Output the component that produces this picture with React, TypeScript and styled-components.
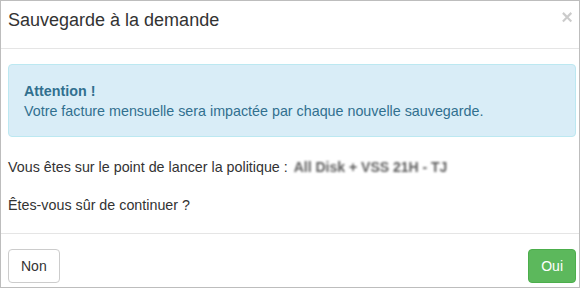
import React from 'react';
import styled, { createGlobalStyle } from 'styled-components';

const GlobalStyle = createGlobalStyle`
  html, body {
    margin: 0;
    padding: 0;
    background: #ffffff;
  }
  body {
    font-family: 'Liberation Sans', Arial, sans-serif;
    color: #333333;
  }
`;

const Modal = styled.div`
  box-sizing: border-box;
  width: 580px;
  height: 288px;
  border: 1px solid #bdbdbd;
  display: flex;
  flex-direction: column;
  background: #fff;
`;

const Header = styled.div`
  box-sizing: border-box;
  height: 49px;
  border-bottom: 1px solid #e5e5e5;
  display: flex;
  align-items: flex-start;
  padding: 7px 6px 0 7px;
`;

const Title = styled.h4`
  margin: 0;
  font-size: 18px;
  font-weight: normal;
  line-height: 25.7px;
  color: #333;
`;

const Close = styled.button`
  margin-left: auto;
  margin-top: -1px;
  border: 0;
  background: transparent;
  padding: 0;
  font-family: 'Liberation Sans', Arial, sans-serif;
  font-size: 20px;
  font-weight: bold;
  line-height: 1;
  color: #000;
  opacity: 0.2;
`;

const Body = styled.div`
  flex: 1;
  padding: 15px 3px 0 7px;
  font-size: 14.3px;
  line-height: 20px;
`;

const Alert = styled.div`
  box-sizing: border-box;
  height: 73px;
  padding: 16px 15px 15px;
  background: #d9edf7;
  border: 1px solid #bce8f1;
  border-radius: 4px;
  color: #31708f;
  margin-bottom: 20px;
`;

const AlertTitle = styled.strong`
  display: block;
`;

const Para = styled.p`
  margin: 0 0 18px;
`;

const Blurred = styled.span`
  color: #5e5e5e;
  filter: blur(1.3px);
  font-weight: bold;
  font-size: 14px;
  margin-left: 2px;
`;

const Footer = styled.div`
  box-sizing: border-box;
  height: 55px;
  border-top: 1px solid #e5e5e5;
  display: flex;
  justify-content: space-between;
  align-items: flex-start;
  padding: 15px 3px 0 7px;
`;

const Button = styled.button<{ $variant?: 'default' | 'success' }>`
  height: 34px;
  padding: 0 12px;
  font-family: 'Liberation Sans', Arial, sans-serif;
  font-size: 14px;
  border-radius: 4px;
  border: 1px solid ${p => (p.$variant === 'success' ? '#4cae4c' : '#cccccc')};
  background: ${p => (p.$variant === 'success' ? '#5cb85c' : '#ffffff')};
  color: ${p => (p.$variant === 'success' ? '#ffffff' : '#333333')};
`;

export default function App() {
  return (
    <>
      <GlobalStyle />
      <Modal>
        <Header>
          <Title>Sauvegarde à la demande</Title>
          <Close aria-label="Fermer">×</Close>
        </Header>
        <Body>
          <Alert>
            <AlertTitle>Attention !</AlertTitle>
            Votre facture mensuelle sera impactée par chaque nouvelle sauvegarde.
          </Alert>
          <Para>
            Vous êtes sur le point de lancer la politique : <Blurred>All Disk + VSS 21H - TJ</Blurred>
          </Para>
          <Para>Êtes-vous sûr de continuer ?</Para>
        </Body>
        <Footer>
          <Button>Non</Button>
          <Button $variant="success">Oui</Button>
        </Footer>
      </Modal>
    </>
  );
}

▸ **To do**:
Find and copy each line above that includes the string "components".

▸ **Solution to the problem**:
Output the component that produces this picture with React, TypeScript and styled-components.
import styled, { createGlobalStyle } from 'styled-components';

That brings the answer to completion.